# Dataset excerpt start

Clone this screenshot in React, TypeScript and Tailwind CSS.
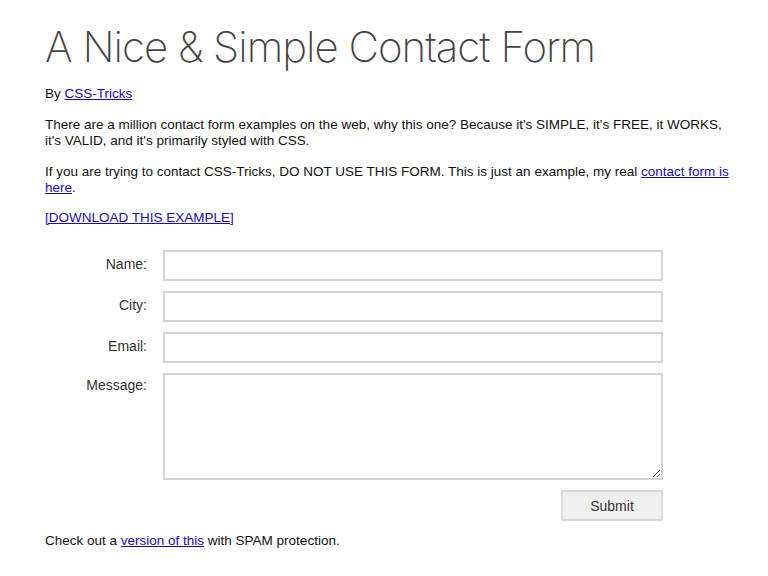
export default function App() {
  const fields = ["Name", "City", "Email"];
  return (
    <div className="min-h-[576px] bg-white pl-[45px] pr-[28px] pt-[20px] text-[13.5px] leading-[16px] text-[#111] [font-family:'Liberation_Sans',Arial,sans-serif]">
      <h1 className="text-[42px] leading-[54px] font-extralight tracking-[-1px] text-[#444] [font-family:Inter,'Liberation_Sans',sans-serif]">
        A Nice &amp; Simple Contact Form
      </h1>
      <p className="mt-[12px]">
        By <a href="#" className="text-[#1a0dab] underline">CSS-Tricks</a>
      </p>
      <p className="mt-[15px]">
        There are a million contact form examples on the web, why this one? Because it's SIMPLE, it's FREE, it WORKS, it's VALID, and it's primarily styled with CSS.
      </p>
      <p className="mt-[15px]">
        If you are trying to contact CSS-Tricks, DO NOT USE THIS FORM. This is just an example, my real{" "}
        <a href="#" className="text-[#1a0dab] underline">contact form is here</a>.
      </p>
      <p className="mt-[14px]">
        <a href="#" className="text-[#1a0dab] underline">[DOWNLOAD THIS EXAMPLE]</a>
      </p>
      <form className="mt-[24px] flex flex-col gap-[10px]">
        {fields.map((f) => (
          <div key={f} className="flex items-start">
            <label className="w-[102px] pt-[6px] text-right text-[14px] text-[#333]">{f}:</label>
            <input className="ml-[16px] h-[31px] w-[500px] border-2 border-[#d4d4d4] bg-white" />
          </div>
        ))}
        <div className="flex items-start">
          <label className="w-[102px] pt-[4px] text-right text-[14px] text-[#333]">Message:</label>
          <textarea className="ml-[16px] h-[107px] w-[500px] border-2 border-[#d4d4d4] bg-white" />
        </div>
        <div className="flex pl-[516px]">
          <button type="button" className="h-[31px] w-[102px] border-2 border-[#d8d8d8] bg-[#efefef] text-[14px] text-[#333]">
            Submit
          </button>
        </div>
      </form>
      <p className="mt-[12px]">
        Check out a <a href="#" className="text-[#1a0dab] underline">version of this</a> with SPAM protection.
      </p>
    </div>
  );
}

# Dataset excerpt end

**Goal of the exercise**:
Omit the pictures and give the material again, exactly and in full.

**Response to the exercise**:
Clone this screenshot in React, TypeScript and Tailwind CSS.
export default function App() {
  const fields = ["Name", "City", "Email"];
  return (
    <div className="min-h-[576px] bg-white pl-[45px] pr-[28px] pt-[20px] text-[13.5px] leading-[16px] text-[#111] [font-family:'Liberation_Sans',Arial,sans-serif]">
      <h1 className="text-[42px] leading-[54px] font-extralight tracking-[-1px] text-[#444] [font-family:Inter,'Liberation_Sans',sans-serif]">
        A Nice &amp; Simple Contact Form
      </h1>
      <p className="mt-[12px]">
        By <a href="#" className="text-[#1a0dab] underline">CSS-Tricks</a>
      </p>
      <p className="mt-[15px]">
        There are a million contact form examples on the web, why this one? Because it's SIMPLE, it's FREE, it WORKS, it's VALID, and it's primarily styled with CSS.
      </p>
      <p className="mt-[15px]">
        If you are trying to contact CSS-Tricks, DO NOT USE THIS FORM. This is just an example, my real{" "}
        <a href="#" className="text-[#1a0dab] underline">contact form is here</a>.
      </p>
      <p className="mt-[14px]">
        <a href="#" className="text-[#1a0dab] underline">[DOWNLOAD THIS EXAMPLE]</a>
      </p>
      <form className="mt-[24px] flex flex-col gap-[10px]">
        {fields.map((f) => (
          <div key={f} className="flex items-start">
            <label className="w-[102px] pt-[6px] text-right text-[14px] text-[#333]">{f}:</label>
            <input className="ml-[16px] h-[31px] w-[500px] border-2 border-[#d4d4d4] bg-white" />
          </div>
        ))}
        <div className="flex items-start">
          <label className="w-[102px] pt-[4px] text-right text-[14px] text-[#333]">Message:</label>
          <textarea className="ml-[16px] h-[107px] w-[500px] border-2 border-[#d4d4d4] bg-white" />
        </div>
        <div className="flex pl-[516px]">
          <button type="button" className="h-[31px] w-[102px] border-2 border-[#d8d8d8] bg-[#efefef] text-[14px] text-[#333]">
            Submit
          </button>
        </div>
      </form>
      <p className="mt-[12px]">
        Check out a <a href="#" className="text-[#1a0dab] underline">version of this</a> with SPAM protection.
      </p>
    </div>
  );
}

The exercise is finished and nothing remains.